§ WHAT TO PRODUCE: Retype exactly what runs from the first line of the data to the line with "import React from 'react';", keeping both of those lines and skipping pictures.

§ SOURCE EXCERPT:
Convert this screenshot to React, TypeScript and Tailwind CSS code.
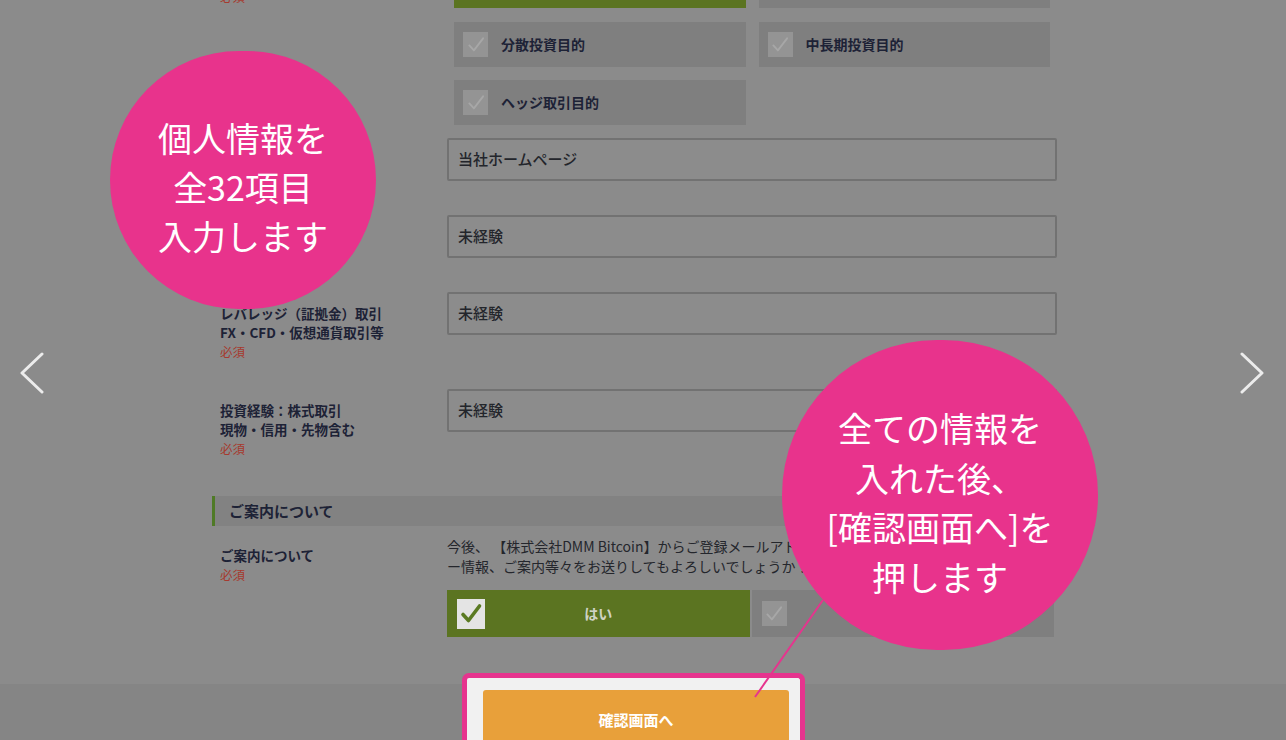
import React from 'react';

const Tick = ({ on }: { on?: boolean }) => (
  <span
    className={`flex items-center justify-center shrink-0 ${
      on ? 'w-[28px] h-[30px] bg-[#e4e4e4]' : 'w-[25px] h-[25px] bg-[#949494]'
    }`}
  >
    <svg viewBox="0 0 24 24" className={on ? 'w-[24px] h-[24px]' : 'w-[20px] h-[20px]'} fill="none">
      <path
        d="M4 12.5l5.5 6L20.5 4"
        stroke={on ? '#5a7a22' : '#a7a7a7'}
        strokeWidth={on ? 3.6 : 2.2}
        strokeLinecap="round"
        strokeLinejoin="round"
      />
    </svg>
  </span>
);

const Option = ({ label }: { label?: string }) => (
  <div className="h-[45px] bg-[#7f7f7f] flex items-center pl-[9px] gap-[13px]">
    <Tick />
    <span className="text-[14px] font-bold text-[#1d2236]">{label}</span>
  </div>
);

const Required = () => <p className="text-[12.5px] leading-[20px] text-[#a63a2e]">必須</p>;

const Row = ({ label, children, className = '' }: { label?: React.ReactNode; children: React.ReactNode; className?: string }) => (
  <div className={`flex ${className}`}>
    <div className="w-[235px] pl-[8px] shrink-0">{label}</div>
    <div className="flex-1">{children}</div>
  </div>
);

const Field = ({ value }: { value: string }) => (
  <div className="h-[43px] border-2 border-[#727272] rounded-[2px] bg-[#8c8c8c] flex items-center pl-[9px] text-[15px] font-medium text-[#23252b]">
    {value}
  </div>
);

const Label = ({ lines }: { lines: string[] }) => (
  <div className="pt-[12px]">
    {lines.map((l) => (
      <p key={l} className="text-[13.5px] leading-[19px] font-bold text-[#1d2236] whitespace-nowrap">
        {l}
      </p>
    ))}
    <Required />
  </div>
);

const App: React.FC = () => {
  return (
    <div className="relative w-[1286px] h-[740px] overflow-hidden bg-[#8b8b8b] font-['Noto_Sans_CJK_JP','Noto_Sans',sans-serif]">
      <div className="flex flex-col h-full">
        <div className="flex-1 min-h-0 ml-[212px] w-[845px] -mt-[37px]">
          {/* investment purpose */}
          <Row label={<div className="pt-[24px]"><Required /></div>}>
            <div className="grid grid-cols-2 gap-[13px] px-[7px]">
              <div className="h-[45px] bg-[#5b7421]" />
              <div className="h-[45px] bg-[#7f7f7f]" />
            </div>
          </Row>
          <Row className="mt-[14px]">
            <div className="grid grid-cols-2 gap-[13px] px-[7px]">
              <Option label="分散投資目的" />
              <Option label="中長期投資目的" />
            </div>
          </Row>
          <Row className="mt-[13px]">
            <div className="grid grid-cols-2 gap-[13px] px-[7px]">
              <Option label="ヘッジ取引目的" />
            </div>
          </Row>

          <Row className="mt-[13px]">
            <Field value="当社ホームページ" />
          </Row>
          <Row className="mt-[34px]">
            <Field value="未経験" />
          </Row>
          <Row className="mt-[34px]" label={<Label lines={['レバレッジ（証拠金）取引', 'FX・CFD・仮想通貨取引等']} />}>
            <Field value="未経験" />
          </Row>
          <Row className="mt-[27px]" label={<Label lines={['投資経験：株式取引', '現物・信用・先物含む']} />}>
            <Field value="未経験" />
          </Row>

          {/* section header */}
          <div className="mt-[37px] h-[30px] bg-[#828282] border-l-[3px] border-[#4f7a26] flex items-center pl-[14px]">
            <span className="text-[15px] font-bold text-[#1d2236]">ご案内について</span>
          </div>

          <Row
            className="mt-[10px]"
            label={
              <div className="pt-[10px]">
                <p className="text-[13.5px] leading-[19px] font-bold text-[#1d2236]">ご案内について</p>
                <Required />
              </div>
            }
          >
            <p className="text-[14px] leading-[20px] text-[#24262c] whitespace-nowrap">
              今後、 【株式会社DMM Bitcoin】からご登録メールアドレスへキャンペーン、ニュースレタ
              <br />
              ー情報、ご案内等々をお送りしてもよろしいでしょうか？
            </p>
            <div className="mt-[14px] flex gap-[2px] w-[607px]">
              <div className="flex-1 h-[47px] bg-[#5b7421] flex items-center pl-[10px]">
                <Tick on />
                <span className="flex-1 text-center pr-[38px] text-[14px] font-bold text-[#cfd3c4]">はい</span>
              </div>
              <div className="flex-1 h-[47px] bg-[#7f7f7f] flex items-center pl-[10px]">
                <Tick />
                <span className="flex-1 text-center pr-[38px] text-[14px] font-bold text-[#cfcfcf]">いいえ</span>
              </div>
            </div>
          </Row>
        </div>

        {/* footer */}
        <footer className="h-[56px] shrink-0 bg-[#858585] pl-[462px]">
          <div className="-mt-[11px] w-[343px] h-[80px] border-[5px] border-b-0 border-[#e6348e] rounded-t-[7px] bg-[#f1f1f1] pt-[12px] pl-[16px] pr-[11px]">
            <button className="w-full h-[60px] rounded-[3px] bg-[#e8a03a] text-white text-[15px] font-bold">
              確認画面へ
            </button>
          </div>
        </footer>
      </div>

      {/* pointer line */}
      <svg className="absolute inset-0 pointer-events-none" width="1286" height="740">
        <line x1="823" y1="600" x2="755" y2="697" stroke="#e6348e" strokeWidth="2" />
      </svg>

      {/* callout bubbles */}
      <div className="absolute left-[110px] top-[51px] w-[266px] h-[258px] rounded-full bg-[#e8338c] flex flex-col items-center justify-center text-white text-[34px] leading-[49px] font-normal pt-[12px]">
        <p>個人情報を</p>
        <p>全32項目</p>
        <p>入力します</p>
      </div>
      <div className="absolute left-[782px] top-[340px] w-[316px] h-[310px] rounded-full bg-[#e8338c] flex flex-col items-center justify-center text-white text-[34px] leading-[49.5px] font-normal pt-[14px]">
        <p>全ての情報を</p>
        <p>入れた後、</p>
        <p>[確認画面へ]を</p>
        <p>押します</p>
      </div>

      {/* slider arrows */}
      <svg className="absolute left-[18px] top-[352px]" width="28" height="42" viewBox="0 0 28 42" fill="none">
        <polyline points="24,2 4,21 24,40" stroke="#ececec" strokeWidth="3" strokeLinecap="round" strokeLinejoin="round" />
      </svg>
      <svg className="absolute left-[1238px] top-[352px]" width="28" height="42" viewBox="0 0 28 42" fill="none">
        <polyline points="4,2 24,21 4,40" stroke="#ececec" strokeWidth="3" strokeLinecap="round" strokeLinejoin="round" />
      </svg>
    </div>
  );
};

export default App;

§ EXPECTED ANSWER:
Convert this screenshot to React, TypeScript and Tailwind CSS code.
import React from 'react';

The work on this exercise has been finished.